A-lian, Thanks for the insight. The fact that there are highly superficial similarities is beyond dispute. But if you become more specific, the similarities begin to vanish unless one simply writes off the specific elements as unimportant. I guess that just goes to show what I always say: Any two things are similar as long as you ignore the differences. I'm afraid that it appears to me that comparing the miracles of Jesus (e.g. healings) with the "skillful means" of the Buddha (uttering falsehoods in order to entice people to the truth) is about as long a stretch as I can conceive of. You can say that they were acts of compassion, but that's retreating into the realm of generality where, ultimately, you can make any two things sound similar. There are lots of people who have exhibited compassion in their own way, and that fact makes neither them nor their teachings impressively similar, let alone identical, except on a rather superficial level.
Erawan, I'm glad you recognize that there are differences. I'm not surprised that you prefer the Buddhist version as it appeals to a common human instinct. We tend to think that we are responsible to make ourselves acceptable to God or whatever divinity we recognize. The Christian comes to this issue with the realization that God is so holy that he can never tolerate sin in his presence, and that our sinfulness is so ingrained in our fallen nature that we cannot, out of our own capacity, eliminate it and, thus, make ourselves acceptable to God. (One needs to keep in mind here that Buddhism and Christianity have different starting points and different goals.) For me and other Christians, the parable of the prodigal son is a demonstration of God's unconditional love. He took the initiative to do what we ourselves could not through Christ's atoning death. No, I don't deserve it; no human being does. We read in the book of Romans 5:8: "While we were yet sinners, Christ died for us." I can focus on God and living in his Spirit, and I no longer need to fear for my destiny.
By the way, I didn't mention this in my earlier post because I needed to double-check the facts. From what I saw, the earliest physical exemplars we have of any version of the Lotus Sutra stem from the 3rd century AD, and there really is no way of telling when it was first written, or even in what language. This nebulous assessment contrasts with the gospels that were clearly written in the first century AD, and for which we have the first manuscripts no later than the beginning of the second century. So, the textual evidence does not support your personal preference that the Lotus Sutra version was the "original" one, if there even was a single original story with that motif.

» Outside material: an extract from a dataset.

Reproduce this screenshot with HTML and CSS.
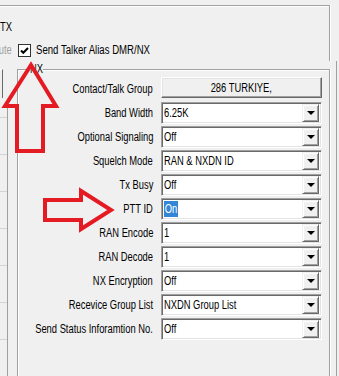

Thanks for the good interaction.
I think the oral tradition of Asia is such a great and honorable thing--truth being told in stories from generation to generation. I honostly trust this more than the written texts that are more cold and distant. I would much rather hear or this from my grandfather than read it in a text from some scholar. This is why I think that gthe Lotus Sutra must be the original--that is comes down from an oral tradition that is much more human centered and compassionate. It doesn't bother me that it might change a little as long as the essence remains. I guess it comes down to me trusting the story more than the text.